Maybe you already see where I'm going with this.  In the same way that we unconsciously associate marriage with religion, we unconsciously associate marriage with sex.  Yet there is nothing in the recent Supreme Court decisions which compels this.  Thus, why shouldn't two straight people get married, especially if they have no actual interest in marriage in a conventional sense?  It's more or less like the "Seinfeld" episode where Jerry's dentist, a Gentile, converts to Judaism and begins telling Jewish jokes all the time.  Jerry goes to the dentist's priest and complains that Dr. Whatley has converted "just for the jokes."  ("Priest: And this offends you as a Jewish person? Jerry:  No, it offends me as a comedian.")

I think I can almost guarantee that this will become a fairly routine practice as society's thinking about such things becomes looser and more liberated. As it evolves.  If any two people can say they are "married" and succeed to a whole series of legal benefits; and they don't want to get married to a member of the opposite sex anyway; and society doesn't give a damn anymore about gender or sexual issues (we're rapidly approaching that point), then what's the difference?  Two straight people of the same sex can certainly carry on a sexless marriage as well as two straight people of opposite sexes who have been married too long, and without the bitterness and resentment that the latter situation so often engenders.  And while preserving their heterosexual options in the outside world, and taking advantage of the full $500,000 exemption on sale of a principal residence.  Win/win, I believe this is called.

So, in a sense, the religious argument that gay marriage poses a "threat" to traditional marriage is correct, but not quite for the reason that is usually advanced.

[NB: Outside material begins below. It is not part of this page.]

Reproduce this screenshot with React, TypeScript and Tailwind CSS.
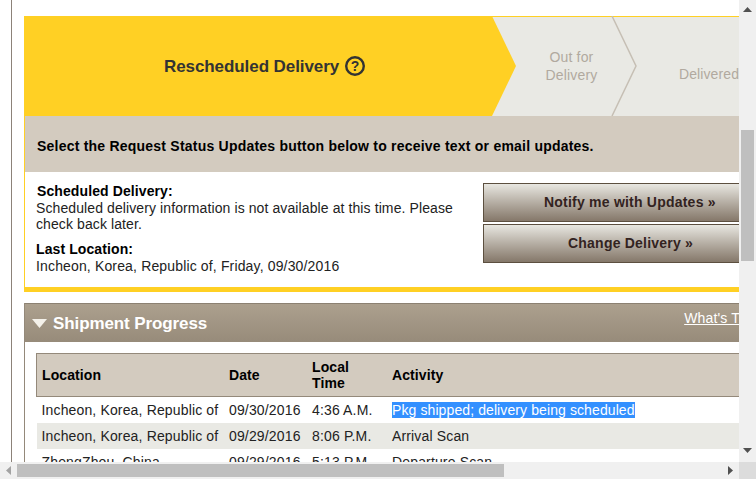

Throwing the doors wide open will have the unintended effect of exposing marriage as a travesty, as a mockery of a sham, of two mockeries of a sham.  The concept of the "sanctity" of marriage has always been a joke, albeit a subtle one.  It can't really be "holy matrimony" if you can file a document in court for no reason, wait six months, and escape the "sanctity."  So society came that far: it recognized that the idea of "till death do us part" usually only applied if one of the spouses died unexpectedly.  Disposable marriage made a virtue out of inevitability. 

Allowing marriage for any reason, between any two kinds of people, will now toll the death knell for the whole religious-legal nexus represented by the marital convention.  Humans are masters at abusing privileges, and this will be no exception.